Certes, je suis très affaibli, il n’en saurait être autrement. Mais tout s’efface en moi, souvenirs hallucinants, souffrances, atrocités de ma vie journalière, devant cette préoccupation si haute, si absolue : celle de notre honneur, le patrimoine de nos enfants. Je viens donc comme toujours te crier de toutes mes forces, avec toute mon âme, « courage et courage » pour marcher bravement à ton but : tout l’honneur de notre nom — et souhaiter pour tous deux que ce but soit enfin atteint. Les chères petites lettres des enfants me causent toujours une émotion extrême, je les arrose souvent de mes larmes, j’y puise aussi ma force. — On me dit dans toutes les lettres que tu élèves admirablement ces chers petits ; si je ne t’en ai jamais parlé, c’est que je le savais, car je te connais.

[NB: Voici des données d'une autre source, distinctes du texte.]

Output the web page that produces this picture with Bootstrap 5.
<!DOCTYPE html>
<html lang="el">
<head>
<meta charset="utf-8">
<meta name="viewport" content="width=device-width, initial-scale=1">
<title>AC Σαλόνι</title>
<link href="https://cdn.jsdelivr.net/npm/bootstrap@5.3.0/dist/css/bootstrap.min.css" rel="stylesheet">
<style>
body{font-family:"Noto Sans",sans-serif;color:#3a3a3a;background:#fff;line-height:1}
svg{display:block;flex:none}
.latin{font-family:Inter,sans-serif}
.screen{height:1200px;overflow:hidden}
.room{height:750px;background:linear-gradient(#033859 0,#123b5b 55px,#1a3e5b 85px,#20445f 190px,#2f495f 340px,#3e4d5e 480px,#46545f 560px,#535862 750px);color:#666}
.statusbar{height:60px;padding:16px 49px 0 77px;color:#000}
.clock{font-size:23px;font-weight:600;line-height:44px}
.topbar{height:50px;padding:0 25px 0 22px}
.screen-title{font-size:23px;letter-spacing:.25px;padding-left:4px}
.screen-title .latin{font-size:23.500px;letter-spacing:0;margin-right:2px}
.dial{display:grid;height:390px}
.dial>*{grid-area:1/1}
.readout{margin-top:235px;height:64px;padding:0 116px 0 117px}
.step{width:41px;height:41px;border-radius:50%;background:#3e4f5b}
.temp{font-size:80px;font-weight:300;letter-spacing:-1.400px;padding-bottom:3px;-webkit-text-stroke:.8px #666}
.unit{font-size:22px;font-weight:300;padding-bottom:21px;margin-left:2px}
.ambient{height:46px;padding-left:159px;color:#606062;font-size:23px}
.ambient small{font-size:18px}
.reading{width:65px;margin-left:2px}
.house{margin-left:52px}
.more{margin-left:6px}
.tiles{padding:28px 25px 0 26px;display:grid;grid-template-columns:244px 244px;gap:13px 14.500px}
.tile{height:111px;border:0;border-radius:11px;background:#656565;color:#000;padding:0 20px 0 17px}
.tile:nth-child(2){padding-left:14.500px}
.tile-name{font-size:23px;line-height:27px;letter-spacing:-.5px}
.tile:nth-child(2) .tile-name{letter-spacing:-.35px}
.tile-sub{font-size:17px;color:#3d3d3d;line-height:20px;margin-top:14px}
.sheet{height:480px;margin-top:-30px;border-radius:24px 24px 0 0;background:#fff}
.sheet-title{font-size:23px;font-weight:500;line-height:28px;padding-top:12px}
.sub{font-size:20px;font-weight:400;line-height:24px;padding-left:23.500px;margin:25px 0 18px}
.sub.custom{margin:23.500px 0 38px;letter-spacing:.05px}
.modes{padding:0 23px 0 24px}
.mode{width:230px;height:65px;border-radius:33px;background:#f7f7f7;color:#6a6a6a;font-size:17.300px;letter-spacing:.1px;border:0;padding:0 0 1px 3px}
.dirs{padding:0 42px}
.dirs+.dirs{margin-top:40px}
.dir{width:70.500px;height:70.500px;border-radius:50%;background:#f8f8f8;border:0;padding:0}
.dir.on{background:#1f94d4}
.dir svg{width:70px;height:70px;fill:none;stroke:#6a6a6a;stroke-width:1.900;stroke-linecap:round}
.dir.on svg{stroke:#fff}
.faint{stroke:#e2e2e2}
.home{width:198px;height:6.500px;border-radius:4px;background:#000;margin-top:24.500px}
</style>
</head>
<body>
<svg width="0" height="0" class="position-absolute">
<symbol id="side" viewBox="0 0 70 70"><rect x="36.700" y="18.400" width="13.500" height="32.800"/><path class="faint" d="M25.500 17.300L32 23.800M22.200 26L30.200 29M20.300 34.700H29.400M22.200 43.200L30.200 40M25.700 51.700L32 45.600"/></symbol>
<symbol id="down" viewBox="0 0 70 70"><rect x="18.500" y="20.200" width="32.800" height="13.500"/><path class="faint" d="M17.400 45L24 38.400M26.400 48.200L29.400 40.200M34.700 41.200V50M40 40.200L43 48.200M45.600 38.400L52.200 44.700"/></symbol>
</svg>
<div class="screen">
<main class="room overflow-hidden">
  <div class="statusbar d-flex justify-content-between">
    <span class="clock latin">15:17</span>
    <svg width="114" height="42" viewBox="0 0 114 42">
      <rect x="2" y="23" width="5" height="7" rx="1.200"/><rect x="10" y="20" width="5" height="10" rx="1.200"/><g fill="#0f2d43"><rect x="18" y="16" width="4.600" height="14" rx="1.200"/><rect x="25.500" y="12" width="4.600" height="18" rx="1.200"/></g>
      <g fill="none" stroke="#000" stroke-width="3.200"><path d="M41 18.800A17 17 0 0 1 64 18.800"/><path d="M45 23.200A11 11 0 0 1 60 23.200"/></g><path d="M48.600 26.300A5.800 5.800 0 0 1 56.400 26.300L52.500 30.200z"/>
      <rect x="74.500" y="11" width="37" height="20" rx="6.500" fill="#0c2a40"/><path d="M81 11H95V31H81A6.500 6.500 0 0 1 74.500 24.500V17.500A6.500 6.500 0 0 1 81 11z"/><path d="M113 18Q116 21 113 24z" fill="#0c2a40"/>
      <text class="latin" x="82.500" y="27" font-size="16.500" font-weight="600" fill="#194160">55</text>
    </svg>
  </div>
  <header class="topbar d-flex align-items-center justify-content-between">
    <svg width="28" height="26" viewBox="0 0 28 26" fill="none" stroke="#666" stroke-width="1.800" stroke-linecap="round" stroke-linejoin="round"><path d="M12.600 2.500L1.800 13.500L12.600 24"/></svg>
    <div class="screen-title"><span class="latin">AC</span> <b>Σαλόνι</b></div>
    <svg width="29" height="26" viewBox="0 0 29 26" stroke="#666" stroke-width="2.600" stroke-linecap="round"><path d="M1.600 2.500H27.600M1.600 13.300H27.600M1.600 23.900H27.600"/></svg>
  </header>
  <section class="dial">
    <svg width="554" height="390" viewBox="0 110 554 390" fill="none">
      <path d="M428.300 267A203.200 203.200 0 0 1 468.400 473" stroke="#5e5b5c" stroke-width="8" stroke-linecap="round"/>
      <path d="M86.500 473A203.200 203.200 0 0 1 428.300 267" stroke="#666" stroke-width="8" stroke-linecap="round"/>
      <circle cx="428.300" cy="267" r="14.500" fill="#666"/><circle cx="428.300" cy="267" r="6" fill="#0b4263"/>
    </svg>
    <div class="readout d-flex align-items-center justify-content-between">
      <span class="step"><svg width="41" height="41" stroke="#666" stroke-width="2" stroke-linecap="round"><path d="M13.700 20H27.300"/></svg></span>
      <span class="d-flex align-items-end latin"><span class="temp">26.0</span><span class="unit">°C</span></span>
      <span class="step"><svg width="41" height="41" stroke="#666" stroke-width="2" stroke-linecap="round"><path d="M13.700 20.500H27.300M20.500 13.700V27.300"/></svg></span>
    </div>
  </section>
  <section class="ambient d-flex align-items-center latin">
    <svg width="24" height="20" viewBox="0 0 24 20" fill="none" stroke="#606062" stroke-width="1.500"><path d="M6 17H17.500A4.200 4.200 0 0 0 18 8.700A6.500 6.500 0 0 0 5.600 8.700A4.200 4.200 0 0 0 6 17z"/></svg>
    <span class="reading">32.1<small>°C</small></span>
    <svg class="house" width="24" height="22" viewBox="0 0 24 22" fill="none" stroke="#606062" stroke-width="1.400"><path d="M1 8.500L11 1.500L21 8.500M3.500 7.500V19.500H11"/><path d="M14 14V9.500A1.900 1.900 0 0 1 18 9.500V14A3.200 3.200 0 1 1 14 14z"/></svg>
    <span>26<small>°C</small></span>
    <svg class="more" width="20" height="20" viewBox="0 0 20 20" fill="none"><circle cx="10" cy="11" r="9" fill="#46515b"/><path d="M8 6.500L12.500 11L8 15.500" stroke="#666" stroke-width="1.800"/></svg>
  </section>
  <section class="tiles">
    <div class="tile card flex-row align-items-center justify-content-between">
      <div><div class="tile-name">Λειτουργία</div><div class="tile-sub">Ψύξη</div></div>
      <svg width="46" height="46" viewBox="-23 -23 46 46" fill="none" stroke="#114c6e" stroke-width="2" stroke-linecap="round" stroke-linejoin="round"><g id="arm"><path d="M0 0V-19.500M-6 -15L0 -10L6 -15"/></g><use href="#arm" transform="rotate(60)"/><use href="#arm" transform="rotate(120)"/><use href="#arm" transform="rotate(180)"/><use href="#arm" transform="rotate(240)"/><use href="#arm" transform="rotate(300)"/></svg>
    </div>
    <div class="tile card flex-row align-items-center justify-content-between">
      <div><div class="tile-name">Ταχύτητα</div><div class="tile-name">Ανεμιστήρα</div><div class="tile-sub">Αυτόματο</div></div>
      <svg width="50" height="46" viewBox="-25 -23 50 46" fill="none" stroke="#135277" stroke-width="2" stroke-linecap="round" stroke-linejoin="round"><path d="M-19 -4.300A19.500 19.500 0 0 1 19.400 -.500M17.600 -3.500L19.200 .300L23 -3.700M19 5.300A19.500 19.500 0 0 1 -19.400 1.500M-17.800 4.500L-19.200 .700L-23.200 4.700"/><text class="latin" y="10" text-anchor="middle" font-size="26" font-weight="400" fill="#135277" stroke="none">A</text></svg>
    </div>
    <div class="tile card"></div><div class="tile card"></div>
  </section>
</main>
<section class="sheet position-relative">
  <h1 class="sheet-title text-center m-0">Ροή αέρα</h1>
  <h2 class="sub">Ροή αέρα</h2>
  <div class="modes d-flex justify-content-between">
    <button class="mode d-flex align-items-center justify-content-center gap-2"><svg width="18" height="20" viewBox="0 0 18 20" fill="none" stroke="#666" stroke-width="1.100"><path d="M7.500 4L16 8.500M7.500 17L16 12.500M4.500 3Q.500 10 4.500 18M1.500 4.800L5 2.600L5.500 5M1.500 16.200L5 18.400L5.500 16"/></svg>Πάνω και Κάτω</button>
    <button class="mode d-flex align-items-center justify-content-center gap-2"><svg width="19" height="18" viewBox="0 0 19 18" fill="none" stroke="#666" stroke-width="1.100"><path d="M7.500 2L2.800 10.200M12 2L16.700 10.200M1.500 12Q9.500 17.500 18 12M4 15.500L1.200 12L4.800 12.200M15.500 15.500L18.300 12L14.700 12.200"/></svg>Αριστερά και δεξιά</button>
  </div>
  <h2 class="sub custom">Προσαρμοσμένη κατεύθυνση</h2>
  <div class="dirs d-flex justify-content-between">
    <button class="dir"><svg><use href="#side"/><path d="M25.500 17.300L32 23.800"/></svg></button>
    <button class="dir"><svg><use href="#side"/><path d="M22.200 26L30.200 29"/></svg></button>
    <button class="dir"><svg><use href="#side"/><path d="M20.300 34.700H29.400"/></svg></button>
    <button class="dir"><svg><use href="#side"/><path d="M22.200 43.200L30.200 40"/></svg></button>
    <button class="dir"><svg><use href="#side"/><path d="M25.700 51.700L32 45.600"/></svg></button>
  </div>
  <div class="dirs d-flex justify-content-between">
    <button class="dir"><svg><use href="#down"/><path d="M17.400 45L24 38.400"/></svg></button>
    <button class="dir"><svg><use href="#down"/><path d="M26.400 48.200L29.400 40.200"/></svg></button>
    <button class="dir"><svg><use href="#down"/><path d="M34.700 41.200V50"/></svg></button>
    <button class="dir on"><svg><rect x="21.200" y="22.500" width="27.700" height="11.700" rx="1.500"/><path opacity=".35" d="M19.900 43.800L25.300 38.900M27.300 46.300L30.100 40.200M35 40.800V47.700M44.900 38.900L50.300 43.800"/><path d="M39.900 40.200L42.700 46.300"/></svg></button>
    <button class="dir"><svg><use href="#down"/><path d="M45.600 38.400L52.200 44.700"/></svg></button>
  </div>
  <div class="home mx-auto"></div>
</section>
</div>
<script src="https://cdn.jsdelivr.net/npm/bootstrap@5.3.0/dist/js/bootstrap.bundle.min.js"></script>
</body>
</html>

Te parler de mon affection, de celle qui nous unit tous, c’est inutile, n’est-ce pas ? Laisse-moi te dire encore que ma pensée ne te quitte pas un instant de jour et de nuit, que mon cœur est toujours auprès de toi, de nos enfants, de vous tous, pour vous soutenir et vous animer de mon indomptable volonté. Je t’embrasse de toutes mes forces, de tout mon cœur, ainsi que nos chers enfants, en attendant de recevoir vos bonnes lettres, seul rayon de bonheur qui vienne réchauffer mon âme meurtrie.

Ton dévoué,

Alfred.

Baisers à tes chers parents, à tous.